# Instructions to follow:
Return a copy of each line that holds the string "styles".

————————

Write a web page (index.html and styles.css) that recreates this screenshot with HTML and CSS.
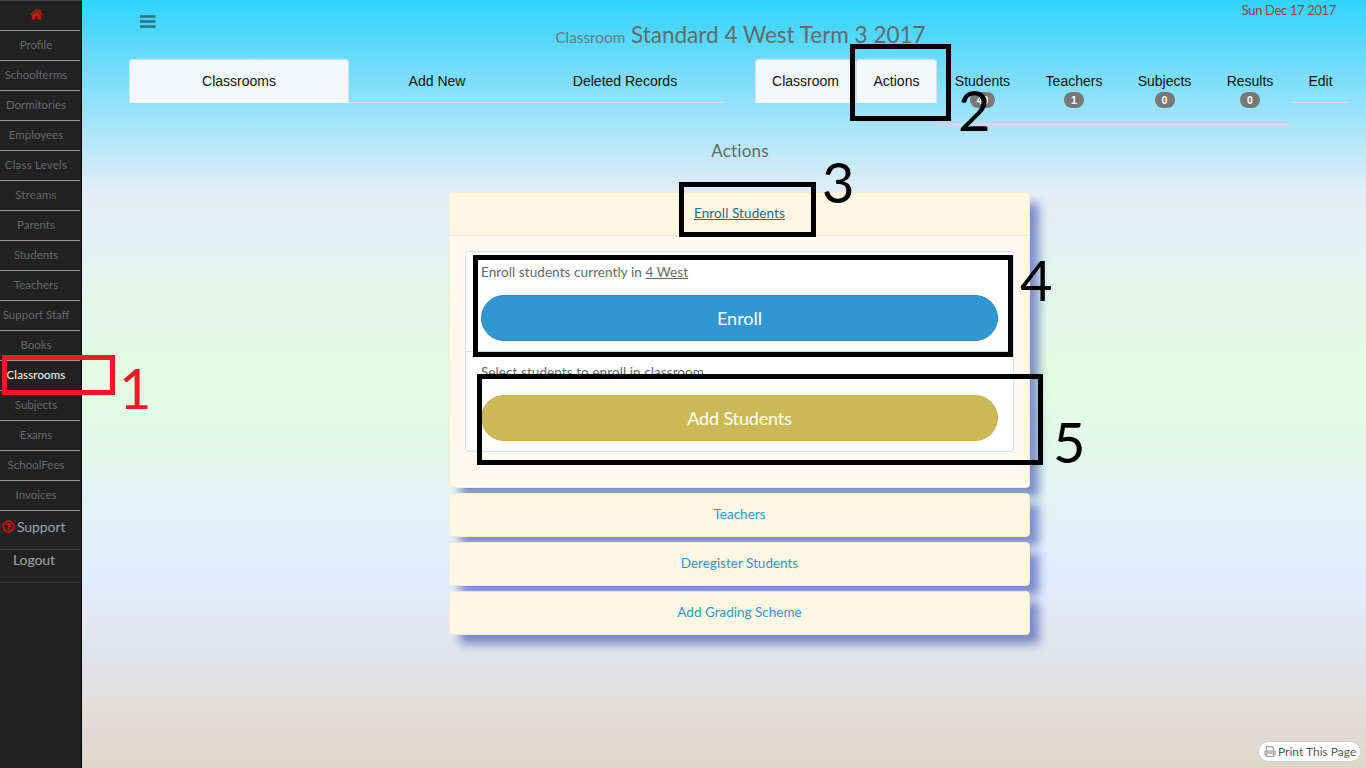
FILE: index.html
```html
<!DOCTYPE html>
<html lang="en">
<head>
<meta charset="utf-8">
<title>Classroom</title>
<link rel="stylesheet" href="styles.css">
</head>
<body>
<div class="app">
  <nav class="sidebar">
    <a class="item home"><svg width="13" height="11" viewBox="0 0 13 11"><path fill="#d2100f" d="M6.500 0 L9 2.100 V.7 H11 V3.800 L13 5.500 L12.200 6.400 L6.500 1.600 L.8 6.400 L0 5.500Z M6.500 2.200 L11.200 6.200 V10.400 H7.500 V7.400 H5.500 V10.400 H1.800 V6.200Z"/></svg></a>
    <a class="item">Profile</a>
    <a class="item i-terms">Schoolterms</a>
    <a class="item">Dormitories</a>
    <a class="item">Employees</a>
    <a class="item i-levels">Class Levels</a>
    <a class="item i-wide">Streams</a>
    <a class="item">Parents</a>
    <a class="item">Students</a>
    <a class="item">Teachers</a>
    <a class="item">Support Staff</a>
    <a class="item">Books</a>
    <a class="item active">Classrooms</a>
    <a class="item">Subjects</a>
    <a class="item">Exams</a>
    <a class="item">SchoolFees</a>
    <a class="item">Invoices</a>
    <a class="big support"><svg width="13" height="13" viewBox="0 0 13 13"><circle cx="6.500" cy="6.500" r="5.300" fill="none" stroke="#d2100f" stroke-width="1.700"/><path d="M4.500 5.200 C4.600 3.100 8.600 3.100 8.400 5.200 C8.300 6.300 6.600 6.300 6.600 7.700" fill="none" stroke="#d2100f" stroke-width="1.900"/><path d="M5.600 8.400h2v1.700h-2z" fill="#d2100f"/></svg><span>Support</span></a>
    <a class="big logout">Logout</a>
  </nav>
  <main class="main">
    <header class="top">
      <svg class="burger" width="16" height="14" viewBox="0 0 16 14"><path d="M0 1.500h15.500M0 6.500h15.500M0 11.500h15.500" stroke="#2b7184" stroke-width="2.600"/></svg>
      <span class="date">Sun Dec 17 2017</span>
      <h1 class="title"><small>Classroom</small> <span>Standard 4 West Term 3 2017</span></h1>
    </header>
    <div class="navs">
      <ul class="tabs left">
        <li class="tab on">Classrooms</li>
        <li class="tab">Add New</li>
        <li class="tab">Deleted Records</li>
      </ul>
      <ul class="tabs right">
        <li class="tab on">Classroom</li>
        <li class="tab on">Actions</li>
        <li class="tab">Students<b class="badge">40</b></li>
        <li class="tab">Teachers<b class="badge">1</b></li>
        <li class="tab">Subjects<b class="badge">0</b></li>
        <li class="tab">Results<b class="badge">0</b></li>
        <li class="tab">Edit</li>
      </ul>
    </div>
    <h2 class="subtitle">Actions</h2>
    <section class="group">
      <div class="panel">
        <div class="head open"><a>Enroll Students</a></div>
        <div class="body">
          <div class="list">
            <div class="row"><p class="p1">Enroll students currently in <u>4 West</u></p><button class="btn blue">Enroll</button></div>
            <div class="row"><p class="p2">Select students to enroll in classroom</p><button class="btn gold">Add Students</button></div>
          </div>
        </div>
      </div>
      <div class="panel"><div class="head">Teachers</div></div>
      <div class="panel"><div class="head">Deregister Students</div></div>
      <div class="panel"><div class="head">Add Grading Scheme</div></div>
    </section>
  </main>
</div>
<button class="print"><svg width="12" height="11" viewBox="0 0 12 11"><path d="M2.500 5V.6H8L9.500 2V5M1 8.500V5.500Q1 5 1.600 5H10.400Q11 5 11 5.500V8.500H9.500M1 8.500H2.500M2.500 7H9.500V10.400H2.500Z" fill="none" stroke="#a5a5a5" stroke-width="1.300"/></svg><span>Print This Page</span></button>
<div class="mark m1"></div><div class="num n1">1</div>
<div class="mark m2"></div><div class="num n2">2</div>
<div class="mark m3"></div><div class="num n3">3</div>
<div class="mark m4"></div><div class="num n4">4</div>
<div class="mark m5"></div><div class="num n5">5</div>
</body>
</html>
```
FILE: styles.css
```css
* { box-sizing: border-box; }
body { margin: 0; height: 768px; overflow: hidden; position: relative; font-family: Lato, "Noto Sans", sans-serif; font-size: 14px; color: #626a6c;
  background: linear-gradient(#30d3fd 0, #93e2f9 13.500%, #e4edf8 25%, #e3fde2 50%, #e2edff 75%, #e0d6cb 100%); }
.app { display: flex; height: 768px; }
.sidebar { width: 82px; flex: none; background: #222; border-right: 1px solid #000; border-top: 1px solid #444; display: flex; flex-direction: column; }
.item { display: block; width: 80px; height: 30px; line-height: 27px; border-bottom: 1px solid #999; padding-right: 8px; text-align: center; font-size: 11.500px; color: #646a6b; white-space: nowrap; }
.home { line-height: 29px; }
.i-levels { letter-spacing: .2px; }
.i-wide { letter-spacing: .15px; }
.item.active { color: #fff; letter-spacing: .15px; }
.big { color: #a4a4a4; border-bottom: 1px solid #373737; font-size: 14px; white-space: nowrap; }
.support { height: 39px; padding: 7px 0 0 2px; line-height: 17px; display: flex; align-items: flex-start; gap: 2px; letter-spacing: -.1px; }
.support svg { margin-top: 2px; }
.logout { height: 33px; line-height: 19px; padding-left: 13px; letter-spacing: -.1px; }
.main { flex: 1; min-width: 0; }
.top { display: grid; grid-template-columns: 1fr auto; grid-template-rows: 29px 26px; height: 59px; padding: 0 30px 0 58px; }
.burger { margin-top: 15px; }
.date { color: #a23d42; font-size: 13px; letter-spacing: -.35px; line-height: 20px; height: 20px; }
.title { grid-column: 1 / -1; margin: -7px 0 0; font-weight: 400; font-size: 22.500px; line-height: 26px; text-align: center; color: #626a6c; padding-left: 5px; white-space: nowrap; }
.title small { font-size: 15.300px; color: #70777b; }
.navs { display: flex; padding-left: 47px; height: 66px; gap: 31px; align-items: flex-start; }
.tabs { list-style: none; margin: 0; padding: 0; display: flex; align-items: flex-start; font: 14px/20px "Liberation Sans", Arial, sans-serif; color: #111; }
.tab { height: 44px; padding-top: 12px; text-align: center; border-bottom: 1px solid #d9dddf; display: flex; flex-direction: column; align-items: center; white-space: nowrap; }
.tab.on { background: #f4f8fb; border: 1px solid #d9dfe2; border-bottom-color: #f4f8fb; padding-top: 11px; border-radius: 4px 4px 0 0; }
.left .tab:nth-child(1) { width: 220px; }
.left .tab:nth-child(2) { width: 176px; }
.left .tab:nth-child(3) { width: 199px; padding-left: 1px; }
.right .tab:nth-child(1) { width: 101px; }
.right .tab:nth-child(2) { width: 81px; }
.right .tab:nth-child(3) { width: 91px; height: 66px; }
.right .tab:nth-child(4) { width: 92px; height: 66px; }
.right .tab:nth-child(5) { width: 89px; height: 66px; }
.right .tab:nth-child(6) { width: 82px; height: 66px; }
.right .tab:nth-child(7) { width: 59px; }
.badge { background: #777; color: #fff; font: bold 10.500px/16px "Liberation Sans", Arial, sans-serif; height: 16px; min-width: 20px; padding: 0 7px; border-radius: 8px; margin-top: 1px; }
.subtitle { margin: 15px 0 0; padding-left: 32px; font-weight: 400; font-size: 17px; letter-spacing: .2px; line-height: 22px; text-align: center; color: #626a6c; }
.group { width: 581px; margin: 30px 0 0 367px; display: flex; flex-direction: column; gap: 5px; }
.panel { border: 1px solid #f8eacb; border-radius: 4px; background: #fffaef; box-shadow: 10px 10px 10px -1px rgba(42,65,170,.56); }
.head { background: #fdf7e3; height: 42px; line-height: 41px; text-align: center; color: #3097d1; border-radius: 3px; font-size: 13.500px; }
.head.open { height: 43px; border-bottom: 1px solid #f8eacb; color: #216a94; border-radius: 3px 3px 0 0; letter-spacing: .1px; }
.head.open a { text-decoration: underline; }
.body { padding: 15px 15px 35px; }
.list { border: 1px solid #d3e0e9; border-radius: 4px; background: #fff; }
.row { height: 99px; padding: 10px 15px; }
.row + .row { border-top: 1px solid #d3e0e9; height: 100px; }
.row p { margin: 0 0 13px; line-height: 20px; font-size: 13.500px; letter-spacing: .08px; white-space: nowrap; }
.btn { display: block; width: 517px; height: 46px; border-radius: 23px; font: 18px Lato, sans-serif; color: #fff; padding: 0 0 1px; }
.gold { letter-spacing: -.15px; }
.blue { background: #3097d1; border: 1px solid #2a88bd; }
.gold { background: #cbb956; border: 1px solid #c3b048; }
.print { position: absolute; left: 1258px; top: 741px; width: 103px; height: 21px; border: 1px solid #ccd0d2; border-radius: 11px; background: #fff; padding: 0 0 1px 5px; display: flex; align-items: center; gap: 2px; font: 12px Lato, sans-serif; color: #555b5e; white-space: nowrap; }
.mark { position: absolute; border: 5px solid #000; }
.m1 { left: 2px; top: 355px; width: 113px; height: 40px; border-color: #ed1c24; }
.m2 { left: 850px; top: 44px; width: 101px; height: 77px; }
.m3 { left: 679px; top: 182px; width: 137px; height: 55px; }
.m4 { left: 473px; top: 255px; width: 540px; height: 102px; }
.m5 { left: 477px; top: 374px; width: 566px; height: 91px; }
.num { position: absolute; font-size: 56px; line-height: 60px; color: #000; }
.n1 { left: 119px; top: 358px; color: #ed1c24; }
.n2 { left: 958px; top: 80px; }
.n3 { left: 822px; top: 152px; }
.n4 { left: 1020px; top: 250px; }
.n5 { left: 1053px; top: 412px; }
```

————————

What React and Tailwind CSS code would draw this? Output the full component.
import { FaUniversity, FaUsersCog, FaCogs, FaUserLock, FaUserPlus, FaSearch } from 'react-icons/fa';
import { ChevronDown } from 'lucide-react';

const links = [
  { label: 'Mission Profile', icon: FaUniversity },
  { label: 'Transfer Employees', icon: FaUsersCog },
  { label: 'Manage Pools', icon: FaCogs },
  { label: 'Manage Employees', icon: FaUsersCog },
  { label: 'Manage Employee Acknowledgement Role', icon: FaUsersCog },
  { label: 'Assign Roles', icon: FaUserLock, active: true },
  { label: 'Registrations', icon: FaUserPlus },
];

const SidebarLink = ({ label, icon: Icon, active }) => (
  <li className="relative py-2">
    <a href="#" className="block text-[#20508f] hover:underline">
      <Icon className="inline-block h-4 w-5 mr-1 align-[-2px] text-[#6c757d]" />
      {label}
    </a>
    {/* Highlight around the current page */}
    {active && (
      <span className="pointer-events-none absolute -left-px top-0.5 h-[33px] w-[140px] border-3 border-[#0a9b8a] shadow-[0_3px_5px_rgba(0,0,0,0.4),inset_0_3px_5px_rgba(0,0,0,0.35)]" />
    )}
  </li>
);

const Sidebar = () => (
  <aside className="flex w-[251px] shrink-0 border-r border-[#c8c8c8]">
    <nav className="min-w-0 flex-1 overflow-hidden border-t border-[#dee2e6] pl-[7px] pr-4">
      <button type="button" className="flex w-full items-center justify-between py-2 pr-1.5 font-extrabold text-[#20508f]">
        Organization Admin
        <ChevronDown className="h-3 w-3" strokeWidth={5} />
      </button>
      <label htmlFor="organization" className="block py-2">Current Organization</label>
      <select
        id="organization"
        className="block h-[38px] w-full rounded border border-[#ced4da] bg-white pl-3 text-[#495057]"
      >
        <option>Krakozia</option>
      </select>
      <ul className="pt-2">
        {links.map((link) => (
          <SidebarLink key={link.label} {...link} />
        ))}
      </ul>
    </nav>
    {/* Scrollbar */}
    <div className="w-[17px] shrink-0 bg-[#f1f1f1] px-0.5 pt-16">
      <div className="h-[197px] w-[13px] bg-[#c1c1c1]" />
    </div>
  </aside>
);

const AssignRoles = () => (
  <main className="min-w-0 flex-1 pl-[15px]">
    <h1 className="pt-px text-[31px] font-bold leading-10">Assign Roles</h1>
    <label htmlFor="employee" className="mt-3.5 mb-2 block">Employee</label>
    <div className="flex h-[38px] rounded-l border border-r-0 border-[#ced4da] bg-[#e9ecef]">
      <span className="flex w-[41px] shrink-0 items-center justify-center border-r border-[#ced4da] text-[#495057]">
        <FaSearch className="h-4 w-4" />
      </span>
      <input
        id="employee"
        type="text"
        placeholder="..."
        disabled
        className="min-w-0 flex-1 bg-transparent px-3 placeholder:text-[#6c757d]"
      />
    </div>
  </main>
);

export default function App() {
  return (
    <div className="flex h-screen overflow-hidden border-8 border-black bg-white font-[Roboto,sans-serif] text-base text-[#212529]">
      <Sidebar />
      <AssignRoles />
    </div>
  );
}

————————

# Reply:
Write a web page (index.html and styles.css) that recreates this screenshot with HTML and CSS.
<link rel="stylesheet" href="styles.css">
FILE: styles.css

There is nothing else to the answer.